Seems that in the 20′s and 30′s,
The Former Southern Pacific Railroad
Ran A Nighttime Section of the
famed”Sunset Limited”Passenger Train
that ran by the Sugarland Prison Farm
in Sugarland,Texas*(*Outside of Houston)
around 12am!!
Rumor had it that if your cell faced
the tracks,the lights of the locomotive might
shine in your cell,and if it did,you’d be paroled or pardoned pretty soon!!
Or,get your wife/girlfriend/significant other go to Austin and give Governor Ferguson some
“Dead Presidents”and you’d get paroled and/or pardoned soon!!
“Yonder Comes Miss Rosie
Tell Me How do you Know.
I Can tell By The Apron
And The Dresses she Wore.
Umbrella on her Shoulder
Piece of Paper In Her Hand.
Gonna see The Governor.
Gonna free Her Man.”.
how bout this one
Descendents – This Place
This Place Sucks
I Haven’t Found A Single Thing To Call My Own
And There’S Nothing Left For Me To Do
Just Play The Game, Pretend To Do Work
No My Boss Isn’T A Jerk
It’S Just This Place
This Place Sucks
I Been Slinking Through The Halls Like An Unwashed Dog
And Everybody Treats Me Like A Criminal
Talk About Me Behind My Back
At Least I Don’t Have A Stick Up My Ass
Like The People In This Place
This Place Sucks
This Place Sucks
This Place Sucks
I Feel My Confidence Draining Away
I Feel Them Laughing At Me Everyday
I Never Thought It Would End Up This Way
Good Thing I’m Not Going To Stay
This Place Sucks
I Haven’T Found A Single Friend In Three Whole Years
Cause There’S Nobody Here But The Bible Boys
Talking About Their White Bread Politics
Gotta Leave The Room Cause You’re Making Me Sick
Gotta Leave This Place
This Place Sucks
you are all a bunch of douches. did you notice that each song listed had a few lines? why would you put up entire song lyrics? who wants to read that shit?

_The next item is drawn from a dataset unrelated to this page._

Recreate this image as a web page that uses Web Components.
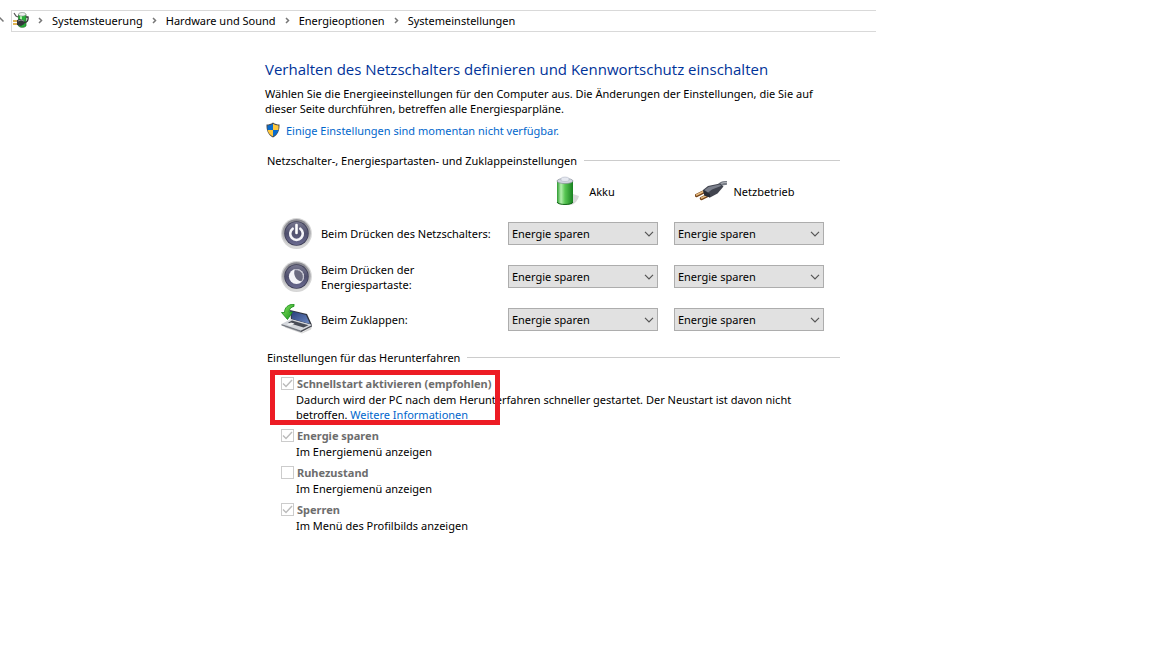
<!DOCTYPE html>
<html lang="de">
<head>
<meta charset="utf-8">
<meta name="viewport" content="width=device-width, initial-scale=1">
<title>Systemeinstellungen</title>
<style>
    :root {
        --title: #003399;
        --link: #0066cc;
        --line: #cccccc;
        --muted: #6d6d6d;
    }
    body {
        margin: 0;
        padding-top: 10px;
        background: #fff;
        color: #000;
        font: 11px/15px "Noto Sans", "Open Sans", sans-serif;
    }
</style>
</head>
<body>
<address-bar>
    <crumb-item>Systemsteuerung</crumb-item>
    <crumb-item>Hardware und Sound</crumb-item>
    <crumb-item>Energieoptionen</crumb-item>
    <crumb-item>Systemeinstellungen</crumb-item>
</address-bar>

<settings-page>
    <span slot="title">Verhalten des Netzschalters definieren und Kennwortschutz einschalten</span>
    <span slot="intro">Wählen Sie die Energieeinstellungen für den Computer aus. Die Änderungen der Einstellungen, die Sie auf dieser Seite durchführen, betreffen alle Energiesparpläne.</span>
    <span slot="unlock">Einige Einstellungen sind momentan nicht verfügbar.</span>

    <setting-group heading="Netzschalter-, Energiespartasten- und Zuklappeinstellungen">
        <power-columns></power-columns>
        <power-row icon="power">Beim Drücken des Netzschalters:</power-row>
        <power-row icon="sleep">Beim Drücken der Energiespartaste:</power-row>
        <power-row icon="lid">Beim Zuklappen:</power-row>
    </setting-group>

    <setting-group class="shutdown" heading="Einstellungen für das Herunterfahren">
        <shutdown-option label="Schnellstart aktivieren (empfohlen)" checked marked>Dadurch wird der PC nach dem Herunterfahren schneller gestartet. Der Neustart ist davon nicht betroffen. <text-link>Weitere Informationen</text-link></shutdown-option>
        <shutdown-option label="Energie sparen" checked>Im Energiemenü anzeigen</shutdown-option>
        <shutdown-option label="Ruhezustand">Im Energiemenü anzeigen</shutdown-option>
        <shutdown-option label="Sperren" checked>Im Menü des Profilbilds anzeigen</shutdown-option>
    </setting-group>
</settings-page>

<script>
// Gradient ids are local to the shadow root each icon is rendered in
const DISC = `
    <defs>
        <linearGradient id="rim" x1="0" y1="0" x2="0" y2="1">
            <stop offset="0" stop-color="#85858c"/><stop offset=".5" stop-color="#aaaaae"/><stop offset="1" stop-color="#dcdcdc"/>
        </linearGradient>
        <linearGradient id="face" x1="0" y1="0" x2="0" y2="1">
            <stop offset="0" stop-color="#77778e"/><stop offset=".5" stop-color="#50506e"/><stop offset="1" stop-color="#6a6a90"/>
        </linearGradient>
    </defs>
    <circle cx="15.500" cy="15.500" r="15.400" fill="#d6d6d6"/>
    <circle cx="15.500" cy="15.500" r="14.200" fill="url(#rim)"/>
    <circle cx="15.500" cy="15.500" r="12.200" fill="#3c3c55"/>
    <circle cx="15.500" cy="15.500" r="11.400" fill="url(#face)"/>`;

const ICONS = {
    power: `<svg width="32" height="32" viewBox="0 0 32 32" aria-hidden="true">${DISC}
        <path d="M11.700 10.700a6.300 6.300 0 1 0 7.600 0" fill="none" stroke="#f4f4f8" stroke-width="2.600" stroke-linecap="round"/>
        <path d="M15.500 7v8" stroke="#fff" stroke-width="2.600" stroke-linecap="round"/>
    </svg>`,
    sleep: `<svg width="32" height="32" viewBox="0 0 32 32" aria-hidden="true">${DISC}
        <circle cx="15.500" cy="15.500" r="7.600" fill="#f4f4f8"/>
        <path d="M14 8.600C11.500 13 15 20.500 20.800 20.300 24 16 22 8.500 14 8.600z" fill="#6b6b80"/>
        <path d="M14 8.600C22 8.500 24 16 20.800 20.300" fill="none" stroke="#b8b8c6"/>
    </svg>`,
    lid: `<svg width="32" height="32" viewBox="0 0 32 32" aria-hidden="true">
        <defs>
            <linearGradient id="screen" x1="0" y1="0" x2="1" y2="1">
                <stop offset="0" stop-color="#263b78"/><stop offset="1" stop-color="#6d8bc4"/>
            </linearGradient>
            <linearGradient id="arrow" x1="0" y1="0" x2="1" y2="1">
                <stop offset="0" stop-color="#8eea62"/><stop offset="1" stop-color="#118e19"/>
            </linearGradient>
        </defs>
        <path d="M4 22l17 6.500 10-6-1 3-9 4-17-6z" fill="#bbb" opacity=".6"/>
        <path d="M9 6l17 4 5 11-21-5.500z" fill="#30343e"/>
        <path d="M10 7l15 4 4 9-18-5z" fill="url(#screen)"/>
        <path d="M.500 20l9.500-5 21 6-11 5.500z" fill="#d4d7dc"/>
        <path d="M7 18.800l4-2.300 16.500 4.700-5 2.300z" fill="#484c56"/>
        <path d="M6 20.500l4-2 3.500 1-4 2.200z" fill="#edeef0"/>
        <path d="M.500 20v1.500l19.500 6.800v-1.800z" fill="#777b83"/>
        <path d="M20 26.500v1.800l11-5.800V21z" fill="#4a4d55"/>
        <path d="M13 0C7 .500 3.500 3.500 3.500 8.500H.500l6 7L11.500 8H8.200C8.200 5 10 3 13 2.400z" fill="url(#arrow)" stroke="#15891a" stroke-width=".8"/>
    </svg>`,
    battery: `<svg width="32" height="30" viewBox="0 0 32 30" aria-hidden="true">
        <defs>
            <linearGradient id="cell" x1="0" y1="0" x2="1" y2="0">
                <stop offset="0" stop-color="#2c9a2f"/><stop offset=".25" stop-color="#b4f0ae"/>
                <stop offset=".5" stop-color="#58c653"/><stop offset="1" stop-color="#17811f"/>
            </linearGradient>
        </defs>
        <path d="M20 29c4-1 7-5 8-9l-6-2z" fill="#aaa" opacity=".45"/>
        <path d="M6 5v21.500c1 3.300 15 3.300 16 0V5z" fill="url(#cell)"/>
        <ellipse cx="14" cy="5" rx="8" ry="2.600" fill="#d1d5df" stroke="#8a919b" stroke-width=".7"/>
        <path d="M10 4.500V2.300C11 .600 17 .600 18 2.300v2.200c-1 1.400-7 1.400-8 0z" fill="#e5e8f0" stroke="#b4b9c6" stroke-width=".6"/>
        <path d="M6 26c1 3.300 15 3.300 16 0" fill="none" stroke="#17641c"/>
    </svg>`,
    plug: `<svg width="32" height="30" viewBox="0 0 32 30" aria-hidden="true">
        <path d="M24 10c2-3 4-3.500 8-3" fill="none" stroke="#777c85" stroke-width="4"/>
        <path d="M25 9c2-2.500 4-2.500 7-2.500" fill="none" stroke="#b1b4ba" stroke-width="1"/>
        <path d="M1.500 19.500l9-4.500M6.500 22.500l9-4.500" stroke="#754319" stroke-width="3.400" stroke-linecap="round"/>
        <path d="M1.500 19l9-4.500M6.500 22l9-4.500" stroke="#e7bc80" stroke-width="1.600" stroke-linecap="round"/>
        <path d="M8 14l5-4 12-2.500 3.500 3-6 7-7.500 4-5.500-2z" fill="#41444f"/>
        <path d="M9.500 14l4-3 11-2.500 2 1.300-9.500 3.700-4 3z" fill="#7b7f8b"/>
        <path d="M8 14l7 4v3.500l-5.500-2z" fill="#292b34"/>
    </svg>`,
    shield: `<svg width="14" height="16" viewBox="0 0 14 16" aria-hidden="true">
        <path d="M7 .500c2 1.500 4 2 6.500 2 .200 6-1.500 10.500-6.500 13C2 13 .300 8.500.500 2.500 3 2.500 5 2 7 .500z" fill="#4b4b4b"/>
        <path d="M7 1.800V8H1.600C1.400 6.500 1.400 5 1.500 3.500 3.600 3.400 5.300 2.900 7 1.800z" fill="#0a6cce"/>
        <path d="M7 1.800V8h5.400c.200-1.500.2-3 .1-4.500C10.400 3.400 8.700 2.900 7 1.800z" fill="#ffc83d"/>
        <path d="M1.600 8H7v6.400C3.900 12.900 2.200 10.700 1.600 8z" fill="#ffc83d"/>
        <path d="M12.400 8H7v6.400c3.100-1.500 4.800-3.700 5.400-6.400z" fill="#0a6cce"/>
    </svg>`,
    options: `<svg width="16" height="16" viewBox="0 0 16 16" aria-hidden="true">
        <path d="M5.500 2.500v11.500c1.500 1.800 6 1.800 7.500 0V2.500z" fill="#27b038" stroke="#246c2a" stroke-width=".7"/>
        <path d="M8 3v5" stroke="#a5f5a0" stroke-width="2"/>
        <ellipse cx="9.200" cy="2.300" rx="3.700" ry="1.800" fill="#eef1ef" stroke="#8a938c" stroke-width=".7"/>
        <path d="M11 10.500c3 0 4.500-2 4-5.500h-2" fill="none" stroke="#333" stroke-width="1.300"/>
        <path d="M1 1l2 3 2 1" fill="none" stroke="#555" stroke-width="1.200"/>
        <path d="M0 9h4M0 12h4" stroke="#d69c1c" stroke-width="1.500"/>
        <path d="M4 8l3.500-1 4 2v3L8 14l-4-1z" fill="#34373a"/>
        <path d="M5 9l3-1 3 1" fill="none" stroke="#8a8f92"/>
    </svg>`,
};

class AddressBar extends HTMLElement {
    constructor() {
        super();
        this.attachShadow({ mode: 'open' });
        this.shadowRoot.innerHTML = `
            <style>
                :host {
                    display: grid;
                    grid-template-columns: 11px 1fr;
                    width: 76%;
                    margin-right: auto;
                }
                .up { align-self: center; }
                nav {
                    display: flex;
                    align-items: center;
                    box-sizing: border-box;
                    height: 22px;
                    padding: 0 0 2px 1px;
                    border: 1px solid #d9d9d9;
                    border-right: 0;
                }
                svg { display: block; flex: none; }
            </style>
            <svg class="up" width="5" height="8" viewBox="0 0 5 8" aria-hidden="true">
                <path d="M-1 0l4.500 4.500" fill="none" stroke="#777" stroke-width="1.500"/>
            </svg>
            <nav aria-label="Pfad">${ICONS.options}<slot></slot></nav>`;
    }
}

class CrumbItem extends HTMLElement {
    constructor() {
        super();
        this.attachShadow({ mode: 'open' });
        this.shadowRoot.innerHTML = `
            <style>
                :host { display: flex; align-items: center; }
                svg { margin: 0 9px; }
                a { color: inherit; text-decoration: none; white-space: nowrap; }
            </style>
            <svg width="5" height="7" viewBox="0 0 5 7" aria-hidden="true">
                <path d="M1 1l2.500 2.500L1 6" fill="none" stroke="#777" stroke-width="1.500"/>
            </svg>
            <a href="#"><slot></slot></a>`;
    }
}

class TextLink extends HTMLElement {
    constructor() {
        super();
        this.attachShadow({ mode: 'open' });
        this.shadowRoot.innerHTML = `
            <style>
                a { color: var(--link); text-decoration: none; }
                a:hover { text-decoration: underline; }
            </style>
            <a href="#"><slot></slot></a>`;
    }
}

class SettingsPage extends HTMLElement {
    constructor() {
        super();
        this.attachShadow({ mode: 'open' });
        this.shadowRoot.innerHTML = `
            <style>
                :host {
                    display: block;
                    max-width: 575px;
                    margin-left: 23%;
                    padding: 27px 0 40px;
                }
                h1 {
                    margin: 0 0 7px;
                    color: var(--title);
                    font: 15px/20px "Open Sans", "Noto Sans", sans-serif;
                }
                p { margin: 0 0 6px; }
                .unlock {
                    display: flex;
                    align-items: center;
                    gap: 6px;
                    height: 16px;
                    margin-bottom: 15px;
                    padding-left: 1px;
                }
            </style>
            <h1><slot name="title"></slot></h1>
            <p><slot name="intro"></slot></p>
            <div class="unlock">${ICONS.shield}<text-link><slot name="unlock"></slot></text-link></div>
            <slot></slot>`;
    }
}

class SettingGroup extends HTMLElement {
    constructor() {
        super();
        this.attachShadow({ mode: 'open' });
        this.shadowRoot.innerHTML = `
            <style>
                :host { display: block; margin-bottom: 9px; }
                header {
                    display: flex;
                    align-items: center;
                    gap: 7px;
                    margin: 0 0 8px 2px;
                }
                :host(.shutdown) header { margin-bottom: 10px; }
                h2 { margin: 0; font: inherit; }
                .rule { flex: 1; height: 1px; background: var(--line); }
                .body { padding-left: 16px; }
            </style>
            <header><h2></h2><div class="rule"></div></header>
            <div class="body"><slot></slot></div>`;
        this.shadowRoot.querySelector('h2').textContent = this.getAttribute('heading');
    }
}

class PowerColumns extends HTMLElement {
    constructor() {
        super();
        this.attachShadow({ mode: 'open' });
        this.shadowRoot.innerHTML = `
            <style>
                :host {
                    display: grid;
                    grid-template-columns: 211px 150px 150px;
                    column-gap: 16px;
                    margin-bottom: 6px;
                }
                div {
                    display: flex;
                    align-items: center;
                    justify-content: center;
                    gap: 6px;
                    height: 30px;
                }
                .mains { padding-right: 8px; }
            </style>
            <span></span>
            <div>${ICONS.battery}<span>Akku</span></div>
            <div class="mains">${ICONS.plug}<span>Netzbetrieb</span></div>`;
    }
}

class PowerSelect extends HTMLElement {
    constructor() {
        super();
        this.attachShadow({ mode: 'open' });
        this.shadowRoot.innerHTML = `
            <style>
                :host { display: grid; align-items: center; }
                select, svg { grid-area: 1 / 1; }
                select {
                    appearance: none;
                    box-sizing: border-box;
                    width: 100%;
                    height: 23px;
                    margin: 0;
                    padding: 0 20px 0 3px;
                    border: 1px solid #adadad;
                    border-radius: 0;
                    background: #e1e1e1;
                    color: #000;
                    font: inherit;
                }
                svg { justify-self: end; margin-right: 4px; pointer-events: none; }
            </style>
            <select>
                <option>Nichts unternehmen</option>
                <option selected>Energie sparen</option>
                <option>Ruhezustand</option>
                <option>Herunterfahren</option>
            </select>
            <svg width="10" height="6" viewBox="0 0 10 6" aria-hidden="true">
                <path d="M1 .8l4 4 4-4" fill="none" stroke="#555" stroke-width="1.200"/>
            </svg>`;
        this.shadowRoot.querySelector('select').setAttribute('aria-label', this.getAttribute('label'));
    }
}

class PowerRow extends HTMLElement {
    constructor() {
        super();
        const label = this.textContent.trim();
        this.attachShadow({ mode: 'open' });
        this.shadowRoot.innerHTML = `
            <style>
                :host {
                    display: grid;
                    grid-template-columns: 211px 150px 150px;
                    column-gap: 16px;
                    align-items: center;
                    min-height: 43px;
                }
                .name { display: flex; align-items: center; gap: 8px; }
                svg { display: block; flex: none; }
            </style>
            <div class="name">${ICONS[this.getAttribute('icon')]}<span><slot></slot></span></div>
            <power-select label="${label} Akku"></power-select>
            <power-select label="${label} Netzbetrieb"></power-select>`;
    }
}

class ShutdownOption extends HTMLElement {
    constructor() {
        super();
        const checked = this.hasAttribute('checked');
        this.attachShadow({ mode: 'open' });
        this.shadowRoot.innerHTML = `
            <style>
                :host { display: block; position: relative; margin-bottom: 5px; }
                label {
                    display: flex;
                    align-items: center;
                    gap: 3px;
                    height: 16px;
                    margin-bottom: 1px;
                    color: var(--muted);
                    font-weight: bold;
                }
                .box { display: grid; place-items: center; }
                .box > * { grid-area: 1 / 1; }
                input {
                    appearance: none;
                    box-sizing: border-box;
                    width: 13px;
                    height: 13px;
                    margin: 0;
                    border: 1px solid var(--line);
                    background: #fff;
                }
                svg { display: none; pointer-events: none; }
                input:checked + svg { display: block; }
                .text { padding: 0 16px 0 15px; }
                /* red frame over the option */
                :host([marked])::after {
                    content: "";
                    position: absolute;
                    top: -5px;
                    left: -11px;
                    box-sizing: border-box;
                    width: 230px;
                    height: 55px;
                    border: 5px solid #ed1c24;
                    pointer-events: none;
                }
            </style>
            <label>
                <span class="box">
                    <input type="checkbox" disabled ${checked ? 'checked' : ''}>
                    <svg width="11" height="9" viewBox="0 0 11 9" aria-hidden="true">
                        <path d="M1 4.500l3 3 6-6.500" fill="none" stroke="#bbb" stroke-width="1.400"/>
                    </svg>
                </span>
                <span>${this.getAttribute('label')}</span>
            </label>
            <div class="text"><slot></slot></div>`;
    }
}

customElements.define('address-bar', AddressBar);
customElements.define('crumb-item', CrumbItem);
customElements.define('text-link', TextLink);
customElements.define('settings-page', SettingsPage);
customElements.define('setting-group', SettingGroup);
customElements.define('power-columns', PowerColumns);
customElements.define('power-select', PowerSelect);
customElements.define('power-row', PowerRow);
customElements.define('shutdown-option', ShutdownOption);
</script>
</body>
</html>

“Code Monkey” by Jonathan Coulton
Code Monkey get up get coffee
Code Monkey go to job
Code Monkey have boring meeting
With boring manager Rob
Rob say Code Monkey very diligent
But his output stink
His code not “functional” or “elegant”
What do Code Monkey think?
Code Monkey think maybe manager want to write god damned login page himself
Code Monkey not say it out loud
Code Monkey not crazy, just proud
Awesome song right here by POWDERFINGER which is just a great band in general! Great lines in the song about work
Song: My Kind of Scene
“Tell me where im
Supposed to begin
An unhappy life working
Some kind of dead end job
For everything you thought you had
Has gone from worse to bad”
“Lean to the side
Whisper it quiet
The end is in sight to working
All night around the clock
For everything you thought you had
Has gone from worse to bad”
Great list – really appreciate. Am making a “working” cd for friend and had several of these myself. I’d maybe add Career Opportunities by The Clash, I Want to See the Bright Lights Tonight by Richard/Linda Thompson, Hey Julie (another Fountains of Wayne), Welcome to the Occupation by Cold War Kids, and stretch maybe REM’s Exhuming McCarthy and A Few Good Times by Fellow Travellers. Thanks.
David Cameron likes The Smiths. Shame they don’t like him LOL
It’s
I’ve been working in this factory
For nigh on to fifteen years…
Good job including this one and “Sixteen Tons.” It almost makes up for including overrated, untalented hacks like Springsteen and Dylan.